Credit cards and many loans use compound interest. If you only make minimum payments, compound interest is why a $3,000 balance can take 15 years to pay off.
Example
You owe $1,000 at 20% annual interest compounded monthly. After month 1 you owe $1,016.67. Month 2, interest is charged on $1,016.67 (not $1,000), so you owe $1,033.61. After 1 year without payments: $1,219.
MAPR — Military Annual Percentage Rate
A special APR calculation used for military servicemembers that includes ALL costs — fees, insurance, and add-ons — capped at 36% by federal law.
The Military Lending Act protects active-duty servicemembers and their families from predatory lending. Any lender charging above 36% MAPR to military is breaking federal law.
Example
A payday lender charges a $15 fee per $100 borrowed for 2 weeks. For civilians, that's technically legal in some states. For military: that works out to 391% MAPR — illegal under the MLA.
Usury Rate — Usury Rate (Interest Rate Cap)
The maximum interest rate a lender can legally charge in a particular state. Charging above this rate is called 'usury' and is illegal.
Usury laws are your main legal protection against predatory interest rates. But beware: some states have weak or no usury caps, and federal banks can sometimes override state limits.
Example
New York caps interest at 16% for most consumer loans (25% is criminal usury). If a lender tries to charge you 30% in NY, that loan is unenforceable — you could fight it in court.
How Loans Work
Collateral — Loan Collateral
An asset you pledge to the lender as security for a loan. If you stop paying, the lender can seize and sell that asset to recover their money.

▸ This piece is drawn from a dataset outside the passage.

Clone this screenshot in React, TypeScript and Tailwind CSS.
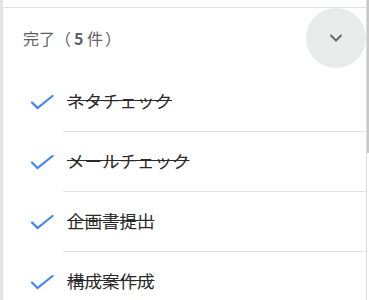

Secured loans (with collateral) have lower interest rates because the lender has less risk. But you could lose your home, car, or savings if you default.
Example
A mortgage uses your house as collateral. A car loan uses your vehicle. A title loan uses your car title. If you miss payments, the lender can foreclose or repossess.
Fees & Costs
Late Fee — Late Payment Fee
A charge added to your account when you miss a payment deadline. Most credit cards charge $29-$41 per late payment, and many loans have similar penalties.
The fee itself hurts, but the real damage is to your credit score. A payment 30+ days late stays on your credit report for 7 years and can drop your score 60-110 points.
Example
Your credit card payment of $150 is due March 1. You pay on March 18. The bank charges a $39 late fee. If it's 30+ days late, it gets reported to credit bureaus and your 760 score drops to 670.
NSF Fee — Non-Sufficient Funds Fee
A fee your bank charges when a payment bounces because there isn't enough money in your account. Also called a 'bounced check fee' or 'returned payment fee.'
NSF fees hit you twice — your bank charges you AND the company you were trying to pay may charge their own returned payment fee. That's $50-70 for one missed payment.
Example
Your auto-pay tries to pull $350 for rent, but you only have $280 in checking. Your bank charges $35 NSF fee. Your landlord charges $25 returned payment fee. Total damage: $60 in fees.
Legal Terms
Usury — Usury (Illegal Interest)
The practice of charging interest rates higher than what the law allows. Usury laws set state-specific caps on how much lenders can charge.
If a lender charges usurious rates, the loan may be void, penalties can be reduced, or you may be entitled to damages. Know your state's limits.
Example
Your state caps consumer loans at 24% APR. An online lender charges you 36%. That loan may be unenforceable, and you might only need to repay the principal — no interest or fees.
Credit Cards
Cash Advance — Credit Card Cash Advance
Using your credit card to get cash from an ATM or bank. It's one of the most expensive ways to borrow — higher interest rate, immediate interest accrual (no grace period), and an upfront fee.
Cash advances are a debt trap: 25-30% APR with no grace period plus a 3-5% fee. Interest starts the second you withdraw, not at the end of the billing cycle.
Example
You take a $500 cash advance. Fee: $25 (5%). Interest: 28% APR starting immediately. After 30 days, you owe $536.67. After 6 months of minimum payments, you've paid $85 in interest on $500.